> _REQUIRED TASK_: Output the full material exactly as it appears here.

> _DATA BLOCK_:
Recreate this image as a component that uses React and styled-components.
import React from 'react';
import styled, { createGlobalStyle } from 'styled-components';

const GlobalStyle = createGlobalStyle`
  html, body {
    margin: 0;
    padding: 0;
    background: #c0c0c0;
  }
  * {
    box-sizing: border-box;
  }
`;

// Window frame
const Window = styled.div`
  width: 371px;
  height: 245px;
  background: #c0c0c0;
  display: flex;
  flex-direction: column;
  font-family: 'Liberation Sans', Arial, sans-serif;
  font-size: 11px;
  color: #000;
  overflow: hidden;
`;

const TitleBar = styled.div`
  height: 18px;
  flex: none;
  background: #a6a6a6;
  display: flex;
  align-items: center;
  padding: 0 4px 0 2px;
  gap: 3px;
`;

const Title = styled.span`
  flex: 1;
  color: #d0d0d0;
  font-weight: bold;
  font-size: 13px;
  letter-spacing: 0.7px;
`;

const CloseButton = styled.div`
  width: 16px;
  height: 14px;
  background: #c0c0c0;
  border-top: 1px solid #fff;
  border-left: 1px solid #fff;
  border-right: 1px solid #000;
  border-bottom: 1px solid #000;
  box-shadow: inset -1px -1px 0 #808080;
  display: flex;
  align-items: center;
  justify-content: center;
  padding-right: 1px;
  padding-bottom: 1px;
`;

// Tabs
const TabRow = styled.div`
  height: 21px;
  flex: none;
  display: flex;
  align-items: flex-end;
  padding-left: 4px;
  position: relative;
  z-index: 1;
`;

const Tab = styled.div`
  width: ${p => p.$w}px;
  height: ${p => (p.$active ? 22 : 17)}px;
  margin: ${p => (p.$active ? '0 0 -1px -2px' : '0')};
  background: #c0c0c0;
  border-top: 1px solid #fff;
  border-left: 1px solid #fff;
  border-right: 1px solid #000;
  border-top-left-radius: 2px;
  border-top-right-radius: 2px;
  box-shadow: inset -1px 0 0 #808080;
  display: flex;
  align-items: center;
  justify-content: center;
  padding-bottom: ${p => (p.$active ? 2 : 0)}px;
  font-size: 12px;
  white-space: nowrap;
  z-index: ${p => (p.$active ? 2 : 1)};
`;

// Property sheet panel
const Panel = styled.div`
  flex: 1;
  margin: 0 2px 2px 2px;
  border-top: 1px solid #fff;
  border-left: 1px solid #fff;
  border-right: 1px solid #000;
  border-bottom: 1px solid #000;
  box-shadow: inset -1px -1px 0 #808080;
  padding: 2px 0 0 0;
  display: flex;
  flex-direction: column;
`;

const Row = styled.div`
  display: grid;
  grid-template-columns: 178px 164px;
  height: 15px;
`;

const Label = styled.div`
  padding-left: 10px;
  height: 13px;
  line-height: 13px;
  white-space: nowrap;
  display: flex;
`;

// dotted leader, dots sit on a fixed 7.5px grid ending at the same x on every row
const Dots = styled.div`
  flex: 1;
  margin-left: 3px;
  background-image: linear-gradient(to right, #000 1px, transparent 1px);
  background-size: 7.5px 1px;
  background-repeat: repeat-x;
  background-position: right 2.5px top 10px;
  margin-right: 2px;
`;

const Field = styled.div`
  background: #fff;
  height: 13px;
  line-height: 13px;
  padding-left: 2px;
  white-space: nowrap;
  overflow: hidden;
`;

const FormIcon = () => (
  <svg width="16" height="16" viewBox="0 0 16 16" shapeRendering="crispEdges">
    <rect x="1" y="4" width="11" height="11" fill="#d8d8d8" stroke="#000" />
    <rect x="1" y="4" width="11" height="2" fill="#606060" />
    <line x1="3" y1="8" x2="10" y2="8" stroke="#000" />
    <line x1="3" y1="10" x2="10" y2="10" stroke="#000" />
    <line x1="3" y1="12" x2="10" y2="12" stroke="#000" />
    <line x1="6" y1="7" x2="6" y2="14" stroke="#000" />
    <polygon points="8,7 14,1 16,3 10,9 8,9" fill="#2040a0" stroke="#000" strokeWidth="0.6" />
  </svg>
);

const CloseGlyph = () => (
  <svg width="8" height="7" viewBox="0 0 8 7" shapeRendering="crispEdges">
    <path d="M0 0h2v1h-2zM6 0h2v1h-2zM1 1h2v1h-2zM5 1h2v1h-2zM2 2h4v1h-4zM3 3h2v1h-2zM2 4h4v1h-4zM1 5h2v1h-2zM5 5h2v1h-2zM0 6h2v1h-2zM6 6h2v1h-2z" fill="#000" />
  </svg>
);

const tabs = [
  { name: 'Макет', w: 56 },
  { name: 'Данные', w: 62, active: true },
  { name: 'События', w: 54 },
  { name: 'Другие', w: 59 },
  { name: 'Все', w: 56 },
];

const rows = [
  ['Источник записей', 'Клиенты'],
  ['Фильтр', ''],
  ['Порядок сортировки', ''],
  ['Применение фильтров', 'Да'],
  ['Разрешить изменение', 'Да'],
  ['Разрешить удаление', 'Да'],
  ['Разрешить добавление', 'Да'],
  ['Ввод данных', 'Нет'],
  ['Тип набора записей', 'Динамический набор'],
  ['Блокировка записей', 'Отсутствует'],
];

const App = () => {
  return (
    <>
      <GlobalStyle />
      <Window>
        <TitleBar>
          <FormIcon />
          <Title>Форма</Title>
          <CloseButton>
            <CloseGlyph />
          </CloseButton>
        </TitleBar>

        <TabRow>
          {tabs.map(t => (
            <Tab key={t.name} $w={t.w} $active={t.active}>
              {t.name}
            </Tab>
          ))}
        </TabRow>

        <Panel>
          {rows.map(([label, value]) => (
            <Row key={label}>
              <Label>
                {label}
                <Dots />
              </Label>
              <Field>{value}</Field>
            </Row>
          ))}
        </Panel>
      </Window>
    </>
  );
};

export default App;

> _SOLUTION FOR THIS EXERCISE_:
Recreate this image as a component that uses React and styled-components.
import React from 'react';
import styled, { createGlobalStyle } from 'styled-components';

const GlobalStyle = createGlobalStyle`
  html, body {
    margin: 0;
    padding: 0;
    background: #c0c0c0;
  }
  * {
    box-sizing: border-box;
  }
`;

// Window frame
const Window = styled.div`
  width: 371px;
  height: 245px;
  background: #c0c0c0;
  display: flex;
  flex-direction: column;
  font-family: 'Liberation Sans', Arial, sans-serif;
  font-size: 11px;
  color: #000;
  overflow: hidden;
`;

const TitleBar = styled.div`
  height: 18px;
  flex: none;
  background: #a6a6a6;
  display: flex;
  align-items: center;
  padding: 0 4px 0 2px;
  gap: 3px;
`;

const Title = styled.span`
  flex: 1;
  color: #d0d0d0;
  font-weight: bold;
  font-size: 13px;
  letter-spacing: 0.7px;
`;

const CloseButton = styled.div`
  width: 16px;
  height: 14px;
  background: #c0c0c0;
  border-top: 1px solid #fff;
  border-left: 1px solid #fff;
  border-right: 1px solid #000;
  border-bottom: 1px solid #000;
  box-shadow: inset -1px -1px 0 #808080;
  display: flex;
  align-items: center;
  justify-content: center;
  padding-right: 1px;
  padding-bottom: 1px;
`;

// Tabs
const TabRow = styled.div`
  height: 21px;
  flex: none;
  display: flex;
  align-items: flex-end;
  padding-left: 4px;
  position: relative;
  z-index: 1;
`;

const Tab = styled.div`
  width: ${p => p.$w}px;
  height: ${p => (p.$active ? 22 : 17)}px;
  margin: ${p => (p.$active ? '0 0 -1px -2px' : '0')};
  background: #c0c0c0;
  border-top: 1px solid #fff;
  border-left: 1px solid #fff;
  border-right: 1px solid #000;
  border-top-left-radius: 2px;
  border-top-right-radius: 2px;
  box-shadow: inset -1px 0 0 #808080;
  display: flex;
  align-items: center;
  justify-content: center;
  padding-bottom: ${p => (p.$active ? 2 : 0)}px;
  font-size: 12px;
  white-space: nowrap;
  z-index: ${p => (p.$active ? 2 : 1)};
`;

// Property sheet panel
const Panel = styled.div`
  flex: 1;
  margin: 0 2px 2px 2px;
  border-top: 1px solid #fff;
  border-left: 1px solid #fff;
  border-right: 1px solid #000;
  border-bottom: 1px solid #000;
  box-shadow: inset -1px -1px 0 #808080;
  padding: 2px 0 0 0;
  display: flex;
  flex-direction: column;
`;

const Row = styled.div`
  display: grid;
  grid-template-columns: 178px 164px;
  height: 15px;
`;

const Label = styled.div`
  padding-left: 10px;
  height: 13px;
  line-height: 13px;
  white-space: nowrap;
  display: flex;
`;

// dotted leader, dots sit on a fixed 7.5px grid ending at the same x on every row
const Dots = styled.div`
  flex: 1;
  margin-left: 3px;
  background-image: linear-gradient(to right, #000 1px, transparent 1px);
  background-size: 7.5px 1px;
  background-repeat: repeat-x;
  background-position: right 2.5px top 10px;
  margin-right: 2px;
`;

const Field = styled.div`
  background: #fff;
  height: 13px;
  line-height: 13px;
  padding-left: 2px;
  white-space: nowrap;
  overflow: hidden;
`;

const FormIcon = () => (
  <svg width="16" height="16" viewBox="0 0 16 16" shapeRendering="crispEdges">
    <rect x="1" y="4" width="11" height="11" fill="#d8d8d8" stroke="#000" />
    <rect x="1" y="4" width="11" height="2" fill="#606060" />
    <line x1="3" y1="8" x2="10" y2="8" stroke="#000" />
    <line x1="3" y1="10" x2="10" y2="10" stroke="#000" />
    <line x1="3" y1="12" x2="10" y2="12" stroke="#000" />
    <line x1="6" y1="7" x2="6" y2="14" stroke="#000" />
    <polygon points="8,7 14,1 16,3 10,9 8,9" fill="#2040a0" stroke="#000" strokeWidth="0.6" />
  </svg>
);

const CloseGlyph = () => (
  <svg width="8" height="7" viewBox="0 0 8 7" shapeRendering="crispEdges">
    <path d="M0 0h2v1h-2zM6 0h2v1h-2zM1 1h2v1h-2zM5 1h2v1h-2zM2 2h4v1h-4zM3 3h2v1h-2zM2 4h4v1h-4zM1 5h2v1h-2zM5 5h2v1h-2zM0 6h2v1h-2zM6 6h2v1h-2z" fill="#000" />
  </svg>
);

const tabs = [
  { name: 'Макет', w: 56 },
  { name: 'Данные', w: 62, active: true },
  { name: 'События', w: 54 },
  { name: 'Другие', w: 59 },
  { name: 'Все', w: 56 },
];

const rows = [
  ['Источник записей', 'Клиенты'],
  ['Фильтр', ''],
  ['Порядок сортировки', ''],
  ['Применение фильтров', 'Да'],
  ['Разрешить изменение', 'Да'],
  ['Разрешить удаление', 'Да'],
  ['Разрешить добавление', 'Да'],
  ['Ввод данных', 'Нет'],
  ['Тип набора записей', 'Динамический набор'],
  ['Блокировка записей', 'Отсутствует'],
];

const App = () => {
  return (
    <>
      <GlobalStyle />
      <Window>
        <TitleBar>
          <FormIcon />
          <Title>Форма</Title>
          <CloseButton>
            <CloseGlyph />
          </CloseButton>
        </TitleBar>

        <TabRow>
          {tabs.map(t => (
            <Tab key={t.name} $w={t.w} $active={t.active}>
              {t.name}
            </Tab>
          ))}
        </TabRow>

        <Panel>
          {rows.map(([label, value]) => (
            <Row key={label}>
              <Label>
                {label}
                <Dots />
              </Label>
              <Field>{value}</Field>
            </Row>
          ))}
        </Panel>
      </Window>
    </>
  );
};

export default App;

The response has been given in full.